- Decades:: 1900s; 1910s; 1920s; 1930s; 1940s;
- See also:: Other events of 1927 List of years in Afghanistan

= 1927 in Afghanistan =

The following lists events that happened during 1927 in Afghanistan.

==Incumbents==
- Monarch – Amanullah Khan
- Prime Minister – Shir Ahmad (starting 25 October)

==Events==

- The year is free from internal disturbances. During a tour in the southern provinces, King Amanullah is loyally received by the same Mangals who were in revolt against him a couple of years previously. Some restiveness shown by the Uzbeks of Afghan Turkestan is also calmed by a personal visit from the king in May.
- May - In pursuance of his settled policy of modernizing Afghan institutions, the king reorganizes the arrangements for the budget after a conference with his ministers at Jalalabad. The revenue estimates are satisfactory, and not only are liberal allocations granted to various departments, but provision is made for opening twenty-seven new primary boys' schools and three girls' schools, also schools of agriculture and telegraphy. In order to gain new ideas for the improvement of his country, the king further plans an extended tour in foreign, especially European, countries.
- December - The preparations for his tour having been completed, King Amanullah makes a farewell speech to his officials at Kabul, in which he states that Afghanistan, in the shadow of freedom, has said good-bye forever to her stationary position, and has joined the "social and living nations of the age." The farewell durbar is held at Kandahar - a place with which the king has close family connections - and from there the king travels via Quetta and Karachi to Bombay.

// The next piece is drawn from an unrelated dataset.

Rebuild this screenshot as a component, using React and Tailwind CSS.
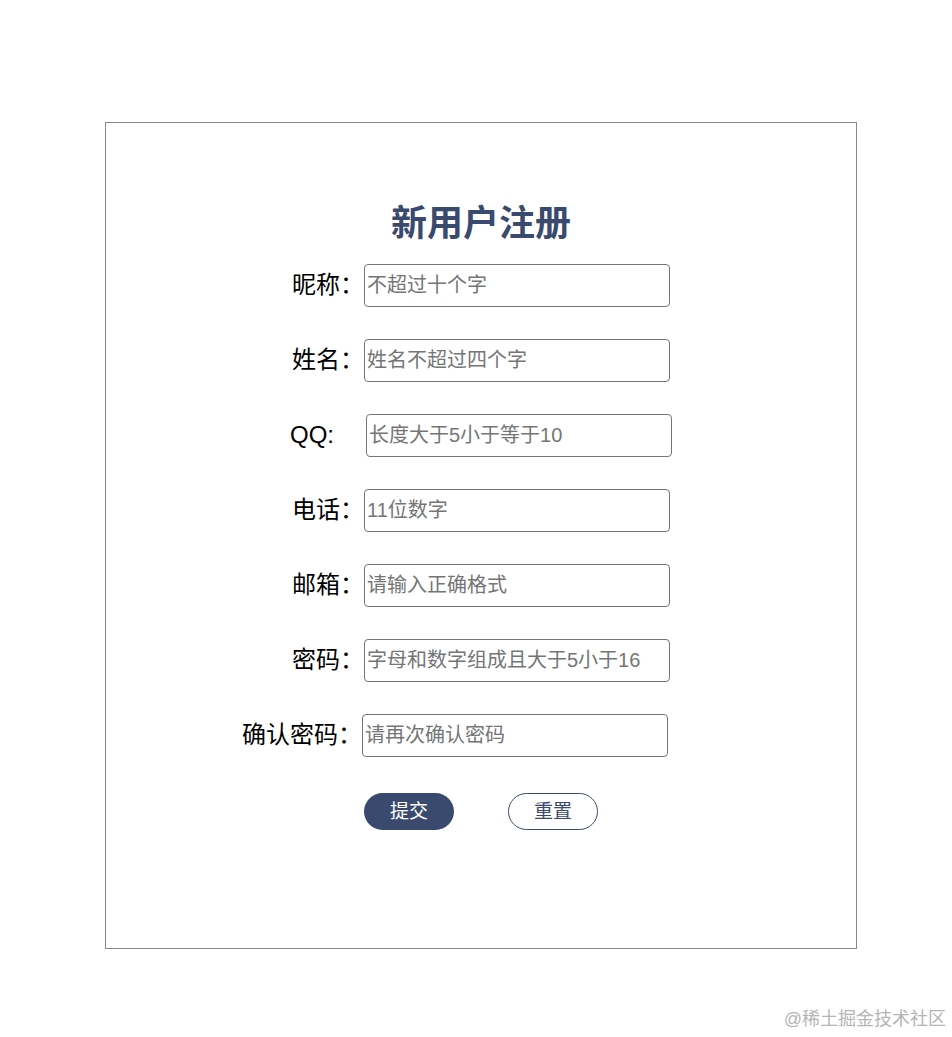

He is accompanied by his queen and by his minister for foreign affairs, and other high officials. The minister of war, Sardar Mohammad Wali Khan, is left as regent in his absence. The royal party reaches Bombay on December 14. They are received by the governor - the viceroy being confined to bed with malaria - and are given an enthusiastic popular welcome. Amanullah during his stay visits the principal mosque, and delivers a sermon, in which he recommends to his Muslim hearers tolerance of other faiths. Leaving Bombay on December 18, the party sails to Egypt, stopping on the way at Aden, where the king and queen land for a few hours and visit the residency. Port Said is reached on December 26, and from there the party proceeds to Cairo, where they are entertained by King Fuad.
- The Swedish citizen Aurora Nilsson obtain a unique divorce from her Afghan spouse Asim Khan, possibly the first time in Afghanistan a woman could divorce a man on equal terms.